The most fantastic use of feldspars with a Schiller effect I’ve seen reside within the Kremlin. The beautiful grounds behind the Kremlin walls feature a riot of flowers in huge planters with large blocks of stone forming low retaining walls. These blocks caught my eye because each was of lapidary gem material. One wall, in particular, was sensational, as it featured huge blocks of polished labradorite that shimmered in the sun. Unfortunately, my camera was “borrowed” by security during our visit.

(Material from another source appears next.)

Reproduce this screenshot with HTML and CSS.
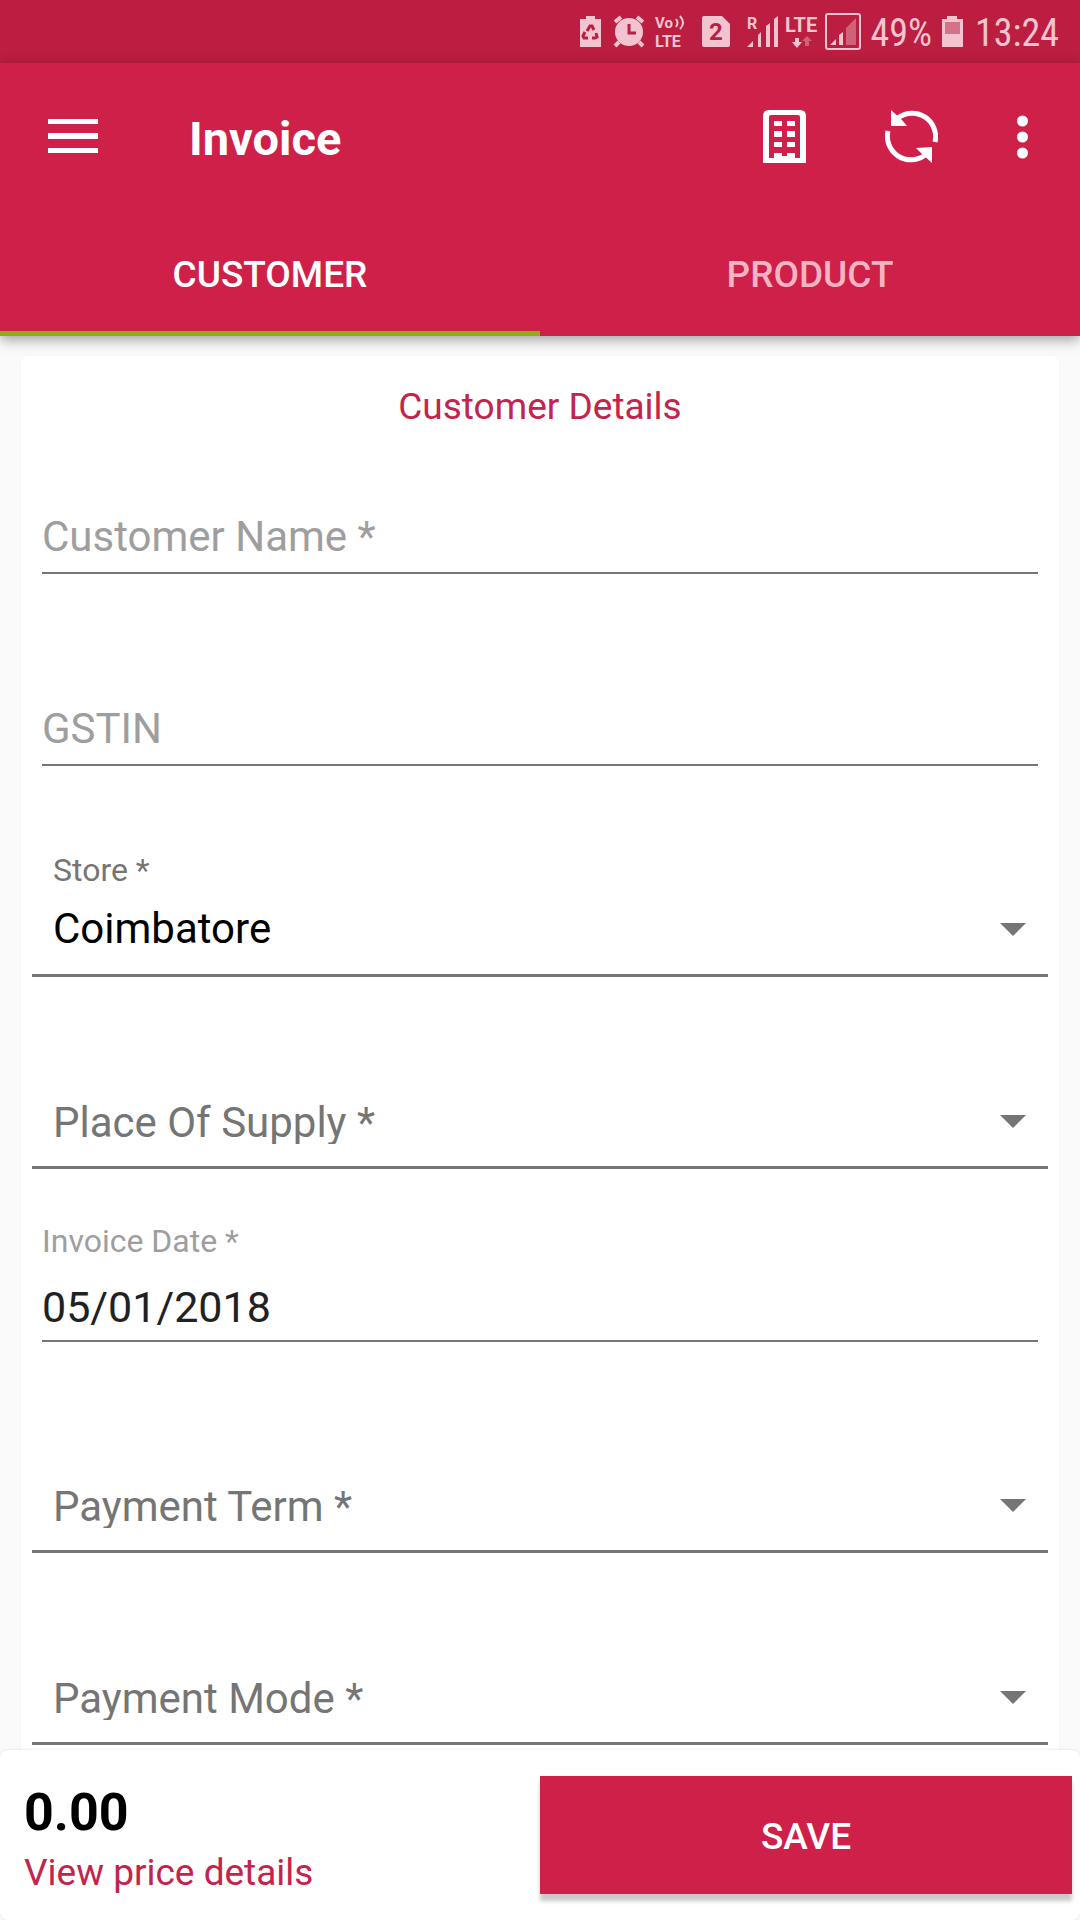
FILE: index.html
```html
<!DOCTYPE html>
<html lang="en">
<head>
    <meta charset="UTF-8">
    <meta name="viewport" content="width=device-width, initial-scale=1.0">
    <title>Invoice</title>
    <link rel="stylesheet" href="styles.css">
</head>
<body>
    <!-- Phone status bar -->
    <div class="status-bar">
        <svg width="29" height="64" viewBox="579 0 29 64">
            <path fill="currentColor" d="M586 16h9v3h6v28h-21V19h6z"/>
            <g fill="none" stroke="#bb1e40" stroke-width="3">
                <path d="M587 31l3-5h2l2 4M596 33l1 4-2 1h-3M588 38h-4l-1-2 2-4"/>
            </g>
        </svg>
        <svg width="42" height="64" viewBox="608 0 42 64">
            <circle cx="629" cy="32" r="14" fill="currentColor"/>
            <path d="M615 22l6-5M643 22l-6-5M619 42l-4 4M639 42l4 4" stroke="currentColor" stroke-width="4"/>
            <path d="M629 24v9h7" fill="none" stroke="#bb1e40" stroke-width="3"/>
        </svg>
        <svg width="44" height="64" viewBox="650 0 44 64" fill="currentColor">
            <text class="icon-text" x="655" y="28" font-size="15">Vo</text>
            <text class="icon-text" x="655" y="47" font-size="16">LTE</text>
            <path d="M676 19q3 4 0 8M680 16q6 7 0 13" fill="none" stroke="currentColor" stroke-width="2"/>
        </svg>
        <svg width="45" height="64" viewBox="694 0 45 64">
            <path fill="currentColor" d="M704 16h18l8 8v21q0 2-2 2h-24q-2 0-2-2V18q0-2 2-2z"/>
            <text class="icon-text" x="709" y="40" font-size="24" fill="#bb1e40">2</text>
        </svg>
        <svg width="43" height="64" viewBox="739 0 43 64" fill="currentColor">
            <text class="icon-text" x="747" y="29" font-size="16">R</text>
            <path d="M747 47l6-6v6zM758 35l3-3v15h-3zM766 26l4-3v24h-4zM774 19l4-3v31h-4z"/>
        </svg>
        <svg width="40" height="64" viewBox="782 0 40 64" fill="currentColor">
            <text class="icon-text" x="785" y="32" font-size="20">LTE</text>
            <path d="M795 38h4v4h3l-5 6-5-6h3z"/>
            <path d="M807 36l5 5h-3v5h-4v-5h-3z" opacity=".4"/>
        </svg>
        <svg width="42" height="64" viewBox="822 0 42 64" fill="currentColor">
            <rect x="826" y="14" width="34" height="35" rx="2" fill="none" stroke="currentColor" stroke-width="2"/>
            <path d="M830 45l6-6v6zM839 35l4-3v13h-4z"/>
            <path d="M846 28l10-10v27h-10z" opacity=".4"/>
        </svg>
        <span class="battery-level">49%</span>
        <svg width="21" height="64" viewBox="942 0 21 64" fill="currentColor">
            <path d="M947 16h10v3h6v28h-21V19h5z"/>
            <path fill="#d2738a" d="M945 22h15v12h-15z"/>
        </svg>
        <span class="clock">13:24</span>
    </div>

    <header class="app-bar">
        <div class="toolbar">
            <button type="button" class="icon-btn" aria-label="Menu">
                <svg width="50" height="36" viewBox="0 0 50 36" fill="currentColor">
                    <path d="M0 0h50v5H0zM0 14h50v6H0zM0 29h50v5H0z"/>
                </svg>
            </button>
            <h1>Invoice</h1>
            <div class="actions">
                <button type="button" class="icon-btn" aria-label="Company">
                    <svg width="43" height="53" viewBox="0 0 43 53" fill="currentColor">
                        <path fill-rule="evenodd" d="M6 0h31q6 0 6 6v47H0V6q0-6 6-6zM8 5q-2 0-2 2v41h31V7q0-2-2-2z"/>
                        <path d="M11 11h8v5h-8zM24 11h8v5h-8zM11 21h8v6h-8zM24 21h8v6h-8zM11 32h8v5h-8zM24 32h8v5h-8zM11 43h8v3h5v-3h8v6H11z"/>
                    </svg>
                </button>
                <button type="button" class="icon-btn" aria-label="Refresh">
                    <svg width="53" height="53" viewBox="0 0 53 53">
                        <path d="M13.5 7.5A23.5 23.5 0 0 1 50 32M3 21A23.5 23.5 0 0 0 39.5 45.5" fill="none" stroke="currentColor" stroke-width="5"/>
                        <path d="M6 0v16h16l-5-6zM47 53V37l-16 1 5 5z" fill="currentColor"/>
                    </svg>
                </button>
                <button type="button" class="icon-btn" aria-label="More options">
                    <svg width="11" height="44" viewBox="0 0 11 44" fill="currentColor">
                        <circle cx="5.5" cy="6" r="5.5"/>
                        <circle cx="5.5" cy="22" r="5.5"/>
                        <circle cx="5.5" cy="38" r="5.5"/>
                    </svg>
                </button>
            </div>
        </div>
        <nav class="tabs">
            <button type="button" class="tab active">CUSTOMER</button>
            <button type="button" class="tab">PRODUCT</button>
        </nav>
    </header>

    <main class="content">
        <form id="invoiceForm" class="card">
            <h2>Customer Details</h2>

            <div class="field">
                <input type="text" id="customerName" placeholder="Customer Name *" aria-label="Customer Name">
            </div>

            <div class="field">
                <input type="text" id="gstin" placeholder="GSTIN" aria-label="GSTIN">
            </div>

            <div class="field spinner">
                <label for="store">Store *</label>
                <div class="select-box">
                    <select id="store">
                        <option>Coimbatore</option>
                    </select>
                </div>
            </div>

            <div class="field spinner empty">
                <div class="select-box">
                    <select id="placeOfSupply" aria-label="Place Of Supply">
                        <option>Place Of Supply *</option>
                    </select>
                </div>
            </div>

            <div class="field">
                <label for="invoiceDate">Invoice Date *</label>
                <input type="text" id="invoiceDate" value="05/01/2018">
            </div>

            <div class="field spinner empty">
                <div class="select-box">
                    <select id="paymentTerm" aria-label="Payment Term">
                        <option>Payment Term *</option>
                    </select>
                </div>
            </div>

            <div class="field spinner empty">
                <div class="select-box">
                    <select id="paymentMode" aria-label="Payment Mode">
                        <option>Payment Mode *</option>
                    </select>
                </div>
            </div>
        </form>
    </main>

    <!-- Total and save -->
    <footer class="bottom-bar">
        <div class="total">
            <strong>0.00</strong>
            <a href="#">View price details</a>
        </div>
        <button type="submit" form="invoiceForm" class="save">SAVE</button>
    </footer>
</body>
</html>
```
FILE: styles.css
```css
/* Resetting default styles */
* {
    margin: 0;
    padding: 0;
    box-sizing: border-box;
}

body {
    display: flex;
    flex-direction: column;
    height: 100vh;
    background: #fafafa;
    font-family: Roboto, sans-serif;
    overflow: hidden;
}

button,
input,
select {
    font-family: inherit;
    border: none;
    border-radius: 0;
    background: none;
    outline: none;
}

svg {
    display: block;
    flex-shrink: 0;
}

/* Status bar */
.status-bar {
    display: flex;
    flex-shrink: 0;
    justify-content: flex-end;
    align-items: center;
    height: 63px;
    padding-right: 21px;
    background: #bb1e40;
    color: #f2c4cf;
    font-family: "Roboto Condensed", Roboto, sans-serif;
    font-size: 38px;
    line-height: 60px;
}

.icon-text {
    font-family: Roboto, sans-serif;
    font-weight: 700;
}

.battery-level {
    margin: 0 10px 0 7px;
    padding-top: 3px;
}

.clock {
    margin-left: 12px;
    padding-top: 3px;
}

/* App bar */
.app-bar {
    position: relative;
    flex-shrink: 0;
    background: #cf2049;
    color: #fff;
    box-shadow: 0 4px 12px rgba(0, 0, 0, 0.35);
}

.toolbar {
    display: flex;
    align-items: center;
    height: 147px;
    padding: 0 52px 0 48px;
}

.toolbar h1 {
    margin-left: 91px;
    padding-top: 4px;
    font-size: 47px;
    line-height: 56px;
    font-weight: bold;
}

.actions {
    display: flex;
    align-items: center;
    gap: 79px;
    margin-left: auto;
}

.icon-btn {
    color: #fff;
    cursor: pointer;
}

.tabs {
    display: flex;
}

.tab {
    flex: 1;
    height: 126px;
    padding-top: 7px;
    border-bottom: 5px solid transparent;
    color: #f6b4c2;
    font-size: 37px;
    font-weight: 500;
    cursor: pointer;
}

.tab.active {
    color: #fff;
    border-bottom-color: #8fae12;
}

/* Form card */
.content {
    flex: 1;
    min-height: 0;
    padding: 20px 21px 0;
    overflow: hidden;
}

.card {
    display: flex;
    flex-direction: column;
    gap: 48px;
    padding: 29px 11px 48px;
    border-radius: 6px;
    background: #fff;
    box-shadow: 0 0 2px rgba(0, 0, 0, 0.06);
}

.card h2 {
    margin-bottom: -28px;
    color: #c4234b;
    font-size: 37px;
    line-height: 44px;
    font-weight: normal;
    text-align: center;
}

.field {
    position: relative;
    display: flex;
    flex-direction: column;
    justify-content: flex-end;
    min-height: 144px;
    padding: 0 10px 19px;
}

.field label {
    margin-bottom: 25px;
    color: #9e9e9e;
    font-size: 32px;
    line-height: 36px;
}

.field input {
    height: 58px;
    padding-bottom: 10px;
    border-bottom: 2px solid #777;
    color: #212121;
    font-size: 43px;
}

.field input:placeholder-shown {
    height: 61px;
    padding-bottom: 13px;
    font-size: 42px;
}

.field input::placeholder {
    color: #9e9e9e;
    opacity: 1;
}

/* Drop-downs */
.spinner {
    padding: 0 21px 20px;
    border-bottom: 3px solid #757575;
}

.spinner label {
    margin-bottom: 18px;
    color: #757575;
}

.select-box {
    height: 48px;
    overflow: hidden;
}

.select-box select {
    display: block;
    width: 100%;
    height: 48px;
    padding-bottom: 2px;
    appearance: none;
    color: #000;
    font-size: 42px;
    line-height: 46px;
}

.spinner::after {
    content: "";
    position: absolute;
    right: 22px;
    bottom: 38px;
    border: 13px solid transparent;
    border-top-color: #757575;
    border-bottom: none;
    pointer-events: none;
}

.spinner.empty {
    padding-bottom: 22px;
}

.empty .select-box {
    height: 44px;
}

.empty select {
    color: #757575;
}

/* Bottom bar */
.bottom-bar {
    position: relative;
    display: flex;
    flex-shrink: 0;
    align-items: flex-start;
    padding: 26px 8px 25px 0;
    border-radius: 8px;
    background: #fff;
    box-shadow: 0 0 3px rgba(0, 0, 0, 0.12);
}

.total {
    display: flex;
    flex: 0 0 50%;
    flex-direction: column;
    gap: 4px;
    padding: 3px 0 0 24px;
}

.total strong {
    font-size: 52px;
    line-height: 68px;
}

.total a {
    color: #c4234b;
    font-size: 37px;
    line-height: 44px;
    text-decoration: none;
}

.bottom-bar .total {
    flex-basis: calc(50% + 4px);
}

.save {
    flex: 1;
    height: 118px;
    padding-top: 2px;
    background: #cf2049;
    color: #fff;
    font-size: 37px;
    font-weight: 500;
    box-shadow: 0 7px 4px rgba(90, 70, 75, 0.3);
    cursor: pointer;
}
```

You’ll be able to recognize twin forms as you read more about twins and handle common minerals like quartz and feldspar crystals. We’ve described twinning that occurs during crystal growth in solution, and twins can also form during metamorphic action as the excess heat and pressure turn exiting rock into a plastic almost fluid state in which atoms of minerals can move around, and crystals grow. During this metamorphic action, any existing crystals that form remain subject to heat and pressure once they reach a solid crystal form. Once some crystals form during metamorphic action, they are still subject to change, including forming of twins.
Crystal Habit Awareness
One of the real joys of collecting minerals is to be familiar with crystal habits not only to recognize but also to collect crystals that are a bit unusual. Knowing what and why such twin crystals form is always a job but a real pleasure. The more effort you put into learning about and collecting twinned crystals, the more enjoyable your collection will be.
Just a word of caution: Be well aware of crystals that look like but are not twinned. Crystals that grow parallel to each other may not be twinned, while others that jut in an angle resembling rabbit ears also may not be twinned. These are things you’ll learn to identify as you develop an interest in twinned crystals.